Could CFCMI End Up Like Jonestown?
On November 18, 1978, one of the most bone-chilling mass suicides took place in Jonestown, Guyana. Rev. Jim Jones, founder of the People’s Temple, and over 900 of his followers drank cyanide-laced grape Flavor-Aid (erroneously referred to as Kool-Aid by the media) and went to their reward. L.R. Davis openly denounced Jim Jones as a cult leader and a deceiver who led many unsuspecting souls to face judgment. However, one must wonder: was Davis really that much different from Jones?
In the mid-1990s, Davis told some visitors at the Dixon Correctional Center "I wish I could just take a group of men with me to some remote location and start over". (Message forwarded by a former staffer who wishes to remain anonymous.) This sounds a lot like the despondency of Jones as the People’s Temple came under harsh scrutiny over clergy abuse and control tactics on his followers. CFCMI went through the same thing though on a smaller scale; nonetheless Davis was being closely watched and his behavior, though maybe not as well-known, closely matched the man he strongly criticized. Prison definitely broke the CFCMI founder; while he gave an impressive facade when preaching via telephone, in private visits he confided how the trials of being a convicted felon had worn him down physically, mentally, and emotionally. He longed to come home, but the state of Illinois in its good wisdom refused to grant clemency or parole. Since the CFCMI structure was powerless in holding Davis to task for his sins, the state intervened. The possibility of Davis committing a similar tragedy like Jonestown had been averted; many families never knew how close they were to losing loved ones to the CFCMI founder.

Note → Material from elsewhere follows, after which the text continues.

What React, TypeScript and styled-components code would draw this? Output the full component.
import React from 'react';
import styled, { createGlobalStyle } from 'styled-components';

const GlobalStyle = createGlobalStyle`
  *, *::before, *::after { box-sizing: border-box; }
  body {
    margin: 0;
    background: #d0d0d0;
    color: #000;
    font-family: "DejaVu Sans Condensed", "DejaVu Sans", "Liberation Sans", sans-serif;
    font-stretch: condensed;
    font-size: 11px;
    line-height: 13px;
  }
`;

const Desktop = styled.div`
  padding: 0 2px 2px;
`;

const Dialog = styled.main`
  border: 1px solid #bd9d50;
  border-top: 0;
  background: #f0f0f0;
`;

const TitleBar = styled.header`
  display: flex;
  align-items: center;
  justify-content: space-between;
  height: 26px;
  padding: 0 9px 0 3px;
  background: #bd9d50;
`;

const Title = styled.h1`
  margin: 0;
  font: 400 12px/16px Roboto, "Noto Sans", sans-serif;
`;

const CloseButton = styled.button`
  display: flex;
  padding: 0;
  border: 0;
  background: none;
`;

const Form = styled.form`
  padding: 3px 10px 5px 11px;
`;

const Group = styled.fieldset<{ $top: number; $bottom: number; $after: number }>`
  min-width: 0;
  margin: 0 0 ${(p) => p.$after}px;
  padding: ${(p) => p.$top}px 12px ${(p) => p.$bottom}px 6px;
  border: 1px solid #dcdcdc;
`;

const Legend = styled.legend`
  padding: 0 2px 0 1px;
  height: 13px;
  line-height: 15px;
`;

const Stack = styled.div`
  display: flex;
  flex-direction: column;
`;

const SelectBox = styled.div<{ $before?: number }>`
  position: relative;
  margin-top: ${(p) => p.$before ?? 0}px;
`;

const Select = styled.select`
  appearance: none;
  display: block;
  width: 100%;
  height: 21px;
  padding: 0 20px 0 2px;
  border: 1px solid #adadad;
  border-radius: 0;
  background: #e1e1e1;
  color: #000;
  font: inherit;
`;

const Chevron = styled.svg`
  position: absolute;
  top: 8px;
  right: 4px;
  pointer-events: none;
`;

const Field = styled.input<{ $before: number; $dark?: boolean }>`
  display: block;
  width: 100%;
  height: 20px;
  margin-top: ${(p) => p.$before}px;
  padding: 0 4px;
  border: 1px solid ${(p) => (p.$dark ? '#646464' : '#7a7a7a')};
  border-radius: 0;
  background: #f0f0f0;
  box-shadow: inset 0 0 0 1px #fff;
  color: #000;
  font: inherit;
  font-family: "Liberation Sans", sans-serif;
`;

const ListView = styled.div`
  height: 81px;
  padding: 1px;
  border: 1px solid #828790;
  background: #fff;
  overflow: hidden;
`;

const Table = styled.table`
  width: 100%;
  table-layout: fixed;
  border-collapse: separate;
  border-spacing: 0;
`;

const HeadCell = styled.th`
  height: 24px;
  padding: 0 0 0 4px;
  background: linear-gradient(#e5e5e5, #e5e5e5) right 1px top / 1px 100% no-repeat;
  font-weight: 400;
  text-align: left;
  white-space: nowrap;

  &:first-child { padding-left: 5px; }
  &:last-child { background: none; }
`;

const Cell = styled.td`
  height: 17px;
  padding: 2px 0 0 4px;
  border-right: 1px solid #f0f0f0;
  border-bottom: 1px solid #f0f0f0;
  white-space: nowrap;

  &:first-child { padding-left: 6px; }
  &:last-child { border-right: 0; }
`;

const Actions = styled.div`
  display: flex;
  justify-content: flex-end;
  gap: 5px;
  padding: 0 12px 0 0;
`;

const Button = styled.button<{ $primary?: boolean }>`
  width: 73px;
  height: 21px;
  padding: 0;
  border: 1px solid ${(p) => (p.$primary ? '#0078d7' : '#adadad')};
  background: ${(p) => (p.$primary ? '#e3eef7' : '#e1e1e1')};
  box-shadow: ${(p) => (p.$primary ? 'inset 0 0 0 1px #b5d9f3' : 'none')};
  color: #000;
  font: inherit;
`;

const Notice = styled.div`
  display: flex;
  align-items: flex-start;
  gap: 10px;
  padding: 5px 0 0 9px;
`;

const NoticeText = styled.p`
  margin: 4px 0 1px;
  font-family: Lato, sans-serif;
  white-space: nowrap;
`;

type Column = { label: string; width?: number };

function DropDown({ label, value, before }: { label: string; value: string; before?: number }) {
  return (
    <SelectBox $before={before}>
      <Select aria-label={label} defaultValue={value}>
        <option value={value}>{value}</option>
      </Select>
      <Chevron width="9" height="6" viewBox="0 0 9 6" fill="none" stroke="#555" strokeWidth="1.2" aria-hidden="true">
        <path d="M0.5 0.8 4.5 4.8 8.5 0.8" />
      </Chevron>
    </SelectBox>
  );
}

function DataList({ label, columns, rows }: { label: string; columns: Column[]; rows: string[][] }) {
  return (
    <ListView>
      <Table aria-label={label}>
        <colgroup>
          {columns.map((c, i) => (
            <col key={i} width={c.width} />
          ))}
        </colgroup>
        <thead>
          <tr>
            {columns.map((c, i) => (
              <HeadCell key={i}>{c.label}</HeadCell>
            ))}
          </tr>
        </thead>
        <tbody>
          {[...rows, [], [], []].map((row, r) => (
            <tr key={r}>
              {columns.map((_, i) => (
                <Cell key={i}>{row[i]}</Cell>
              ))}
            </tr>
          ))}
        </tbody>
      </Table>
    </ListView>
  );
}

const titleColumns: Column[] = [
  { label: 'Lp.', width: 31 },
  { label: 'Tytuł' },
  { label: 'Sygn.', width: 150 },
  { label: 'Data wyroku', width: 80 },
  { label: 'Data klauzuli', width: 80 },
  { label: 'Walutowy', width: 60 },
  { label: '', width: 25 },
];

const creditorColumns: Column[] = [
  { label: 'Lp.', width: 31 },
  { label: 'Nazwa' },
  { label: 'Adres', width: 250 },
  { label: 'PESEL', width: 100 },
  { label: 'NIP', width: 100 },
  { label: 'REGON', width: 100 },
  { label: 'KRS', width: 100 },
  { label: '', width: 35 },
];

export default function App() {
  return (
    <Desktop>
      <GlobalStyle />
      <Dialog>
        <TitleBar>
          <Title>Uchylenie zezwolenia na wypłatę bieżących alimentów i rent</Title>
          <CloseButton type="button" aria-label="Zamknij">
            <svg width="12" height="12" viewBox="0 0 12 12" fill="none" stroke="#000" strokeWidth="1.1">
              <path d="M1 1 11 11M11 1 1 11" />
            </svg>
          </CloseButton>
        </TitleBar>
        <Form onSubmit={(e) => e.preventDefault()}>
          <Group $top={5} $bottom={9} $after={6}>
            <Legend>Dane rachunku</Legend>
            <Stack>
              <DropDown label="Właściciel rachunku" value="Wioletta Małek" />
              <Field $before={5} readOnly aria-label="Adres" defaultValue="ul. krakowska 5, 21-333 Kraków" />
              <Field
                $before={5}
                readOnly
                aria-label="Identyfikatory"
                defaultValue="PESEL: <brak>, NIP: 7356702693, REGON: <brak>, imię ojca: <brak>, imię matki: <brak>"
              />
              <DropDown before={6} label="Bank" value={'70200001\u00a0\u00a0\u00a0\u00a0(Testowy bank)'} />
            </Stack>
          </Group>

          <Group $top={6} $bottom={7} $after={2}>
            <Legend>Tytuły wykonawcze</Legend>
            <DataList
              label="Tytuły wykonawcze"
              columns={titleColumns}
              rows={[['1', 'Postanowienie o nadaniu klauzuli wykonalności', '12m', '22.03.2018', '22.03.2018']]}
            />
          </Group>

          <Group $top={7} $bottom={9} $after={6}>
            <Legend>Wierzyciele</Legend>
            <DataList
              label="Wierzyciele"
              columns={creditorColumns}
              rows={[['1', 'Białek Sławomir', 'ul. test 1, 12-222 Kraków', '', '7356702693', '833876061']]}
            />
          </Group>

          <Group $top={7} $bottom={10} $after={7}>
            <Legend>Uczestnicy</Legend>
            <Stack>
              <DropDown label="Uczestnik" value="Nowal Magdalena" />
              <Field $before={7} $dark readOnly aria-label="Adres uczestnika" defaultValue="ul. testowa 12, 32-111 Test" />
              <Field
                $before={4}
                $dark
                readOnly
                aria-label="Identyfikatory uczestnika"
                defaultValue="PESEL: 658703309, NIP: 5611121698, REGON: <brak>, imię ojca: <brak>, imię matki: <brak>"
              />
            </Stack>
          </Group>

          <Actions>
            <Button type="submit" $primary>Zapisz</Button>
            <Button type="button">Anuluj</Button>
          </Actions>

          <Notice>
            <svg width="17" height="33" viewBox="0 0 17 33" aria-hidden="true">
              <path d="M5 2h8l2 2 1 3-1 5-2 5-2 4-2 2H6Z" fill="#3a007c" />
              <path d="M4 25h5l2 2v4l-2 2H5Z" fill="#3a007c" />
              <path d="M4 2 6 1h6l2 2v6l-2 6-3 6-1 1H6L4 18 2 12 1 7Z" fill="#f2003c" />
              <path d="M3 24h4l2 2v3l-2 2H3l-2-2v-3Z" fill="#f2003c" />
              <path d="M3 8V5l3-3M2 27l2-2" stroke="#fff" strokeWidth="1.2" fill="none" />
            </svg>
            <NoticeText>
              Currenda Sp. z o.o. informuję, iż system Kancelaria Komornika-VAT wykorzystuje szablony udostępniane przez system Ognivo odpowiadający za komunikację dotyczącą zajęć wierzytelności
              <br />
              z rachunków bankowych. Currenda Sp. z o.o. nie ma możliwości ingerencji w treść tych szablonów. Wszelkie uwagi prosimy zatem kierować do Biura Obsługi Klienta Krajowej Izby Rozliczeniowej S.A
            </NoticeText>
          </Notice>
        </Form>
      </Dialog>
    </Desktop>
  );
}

Nine years have passed since Davis’ death, and there are things taking place in the CFCMI camp that should cause one to question their final motive. First, a power shift is slowly occurring between Ed Thomas and Pete Paine. Second, all of the congregations are gathering in one central spot, leaving a small few scattered at the former locations. Third, there is a reversal to some earlier policies enforced by L.R. Davis, indicating more that Ed Thomas is running the organization. Fourth, an increased emphasis on recruiting single men is taking place; while this was for gathering potential sex partners during Davis’ tenure, the goal now is to continue using the men to finance the lifestyles of those in charge.
While nobody is currently mentioning a "white night", there are sufficient warning signs that something may be brewing and family members, local authorities, and military commanders need to be aware of the similarities. One Jonestown was enough; let there never be another.